(WHAT TO WORK ON):
Repeat what the lines below say, word for word, and skip every image.

(DATA EXCERPT):
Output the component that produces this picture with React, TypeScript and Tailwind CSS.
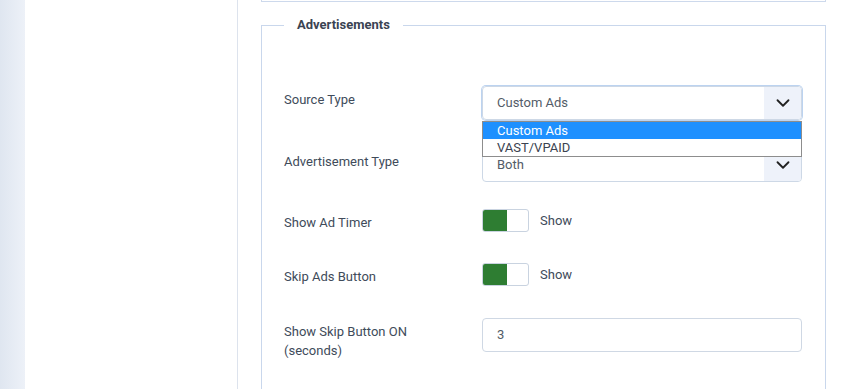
import { ChevronDown } from "lucide-react";

const font = { fontFamily: "Roboto, 'Liberation Sans', sans-serif" };

function SelectBox({ value }: { value: string }) {
  return (
    <div className="flex h-[34px] w-[320px] items-stretch overflow-hidden rounded-[4px] border border-[#cdd8e6] bg-white">
      <div className="flex flex-1 items-center pl-[14px] text-[13px] text-[#535c68]">{value}</div>
      <div className="flex w-[37px] items-center justify-center bg-[#eef2fa]">
        <ChevronDown className="h-[22px] w-[22px] text-[#222]" strokeWidth={2} />
      </div>
    </div>
  );
}

function Toggle() {
  return (
    <div className="flex items-center">
      <div className="flex h-[23px] w-[47px] overflow-hidden rounded-[3px] border border-[#c9d3e0] bg-white">
        <div className="w-[24px] bg-[#2e7d32]" />
      </div>
      <span className="ml-[11px] text-[13px] text-[#404b5a]">Show</span>
    </div>
  );
}

function Row({ label, children, className }: { label: string; children: React.ReactNode; className?: string }) {
  return (
    <div className={"flex items-start " + (className ?? "")}>
      <div className="w-[198px] pr-[48px] pt-[4px] text-[13px] leading-[19px] text-[#404b5a]">{label}</div>
      {children}
    </div>
  );
}

export default function App() {
  return (
    <div className="flex h-[389px] w-[848px] overflow-hidden bg-white" style={font}>
      <div className="w-[25px] bg-gradient-to-r from-[#dfe6f0] to-[#edf1f8]" />
      <div className="w-[213px] border-r border-[#dde3ed] bg-white" />
      <div className="flex-1 pl-[23px] pr-[22px]">
        <div className="h-[2px] border-x border-b border-[#cdd9ec]" />
        <fieldset className="mt-[13px] h-[400px] border border-[#c9d7ec] px-[22px]">
          <legend className="px-[13px] text-[13px] font-bold leading-[20px] text-[#3a4352]">
            Advertisements
          </legend>
          <div className="flex flex-col pt-[51px]">
            <Row label="Source Type">
              <div className="relative">
                <div className="rounded-[4px] shadow-[0_0_0_1px_#bcd3f0]">
                  <SelectBox value="Custom Ads" />
                </div>
                <div className="absolute left-0 top-[35px] z-10 w-[320px] border border-[#8d8d8d] bg-white text-[13px] leading-[17px]">
                  <div className="bg-[#1e90ff] pl-[14px] text-white">Custom Ads</div>
                  <div className="pl-[14px] text-[#3b4350]">VAST/VPAID</div>
                </div>
              </div>
            </Row>
            <Row label="Advertisement Type" className="mt-[28px]">
              <SelectBox value="Both" />
            </Row>
            <Row label="Show Ad Timer" className="mt-[27px]">
              <Toggle />
            </Row>
            <Row label="Skip Ads Button" className="mt-[31px]">
              <Toggle />
            </Row>
            <Row label="Show Skip Button ON (seconds)" className="mt-[32px]">
              <div className="flex h-[34px] w-[320px] items-center rounded-[4px] border border-[#cfd8e4] pl-[14px] text-[13px] text-[#535c68]">
                3
              </div>
            </Row>
          </div>
        </fieldset>
      </div>
    </div>
  );
}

(TASK SOLUTION):
Output the component that produces this picture with React, TypeScript and Tailwind CSS.
import { ChevronDown } from "lucide-react";

const font = { fontFamily: "Roboto, 'Liberation Sans', sans-serif" };

function SelectBox({ value }: { value: string }) {
  return (
    <div className="flex h-[34px] w-[320px] items-stretch overflow-hidden rounded-[4px] border border-[#cdd8e6] bg-white">
      <div className="flex flex-1 items-center pl-[14px] text-[13px] text-[#535c68]">{value}</div>
      <div className="flex w-[37px] items-center justify-center bg-[#eef2fa]">
        <ChevronDown className="h-[22px] w-[22px] text-[#222]" strokeWidth={2} />
      </div>
    </div>
  );
}

function Toggle() {
  return (
    <div className="flex items-center">
      <div className="flex h-[23px] w-[47px] overflow-hidden rounded-[3px] border border-[#c9d3e0] bg-white">
        <div className="w-[24px] bg-[#2e7d32]" />
      </div>
      <span className="ml-[11px] text-[13px] text-[#404b5a]">Show</span>
    </div>
  );
}

function Row({ label, children, className }: { label: string; children: React.ReactNode; className?: string }) {
  return (
    <div className={"flex items-start " + (className ?? "")}>
      <div className="w-[198px] pr-[48px] pt-[4px] text-[13px] leading-[19px] text-[#404b5a]">{label}</div>
      {children}
    </div>
  );
}

export default function App() {
  return (
    <div className="flex h-[389px] w-[848px] overflow-hidden bg-white" style={font}>
      <div className="w-[25px] bg-gradient-to-r from-[#dfe6f0] to-[#edf1f8]" />
      <div className="w-[213px] border-r border-[#dde3ed] bg-white" />
      <div className="flex-1 pl-[23px] pr-[22px]">
        <div className="h-[2px] border-x border-b border-[#cdd9ec]" />
        <fieldset className="mt-[13px] h-[400px] border border-[#c9d7ec] px-[22px]">
          <legend className="px-[13px] text-[13px] font-bold leading-[20px] text-[#3a4352]">
            Advertisements
          </legend>
          <div className="flex flex-col pt-[51px]">
            <Row label="Source Type">
              <div className="relative">
                <div className="rounded-[4px] shadow-[0_0_0_1px_#bcd3f0]">
                  <SelectBox value="Custom Ads" />
                </div>
                <div className="absolute left-0 top-[35px] z-10 w-[320px] border border-[#8d8d8d] bg-white text-[13px] leading-[17px]">
                  <div className="bg-[#1e90ff] pl-[14px] text-white">Custom Ads</div>
                  <div className="pl-[14px] text-[#3b4350]">VAST/VPAID</div>
                </div>
              </div>
            </Row>
            <Row label="Advertisement Type" className="mt-[28px]">
              <SelectBox value="Both" />
            </Row>
            <Row label="Show Ad Timer" className="mt-[27px]">
              <Toggle />
            </Row>
            <Row label="Skip Ads Button" className="mt-[31px]">
              <Toggle />
            </Row>
            <Row label="Show Skip Button ON (seconds)" className="mt-[32px]">
              <div className="flex h-[34px] w-[320px] items-center rounded-[4px] border border-[#cfd8e4] pl-[14px] text-[13px] text-[#535c68]">
                3
              </div>
            </Row>
          </div>
        </fieldset>
      </div>
    </div>
  );
}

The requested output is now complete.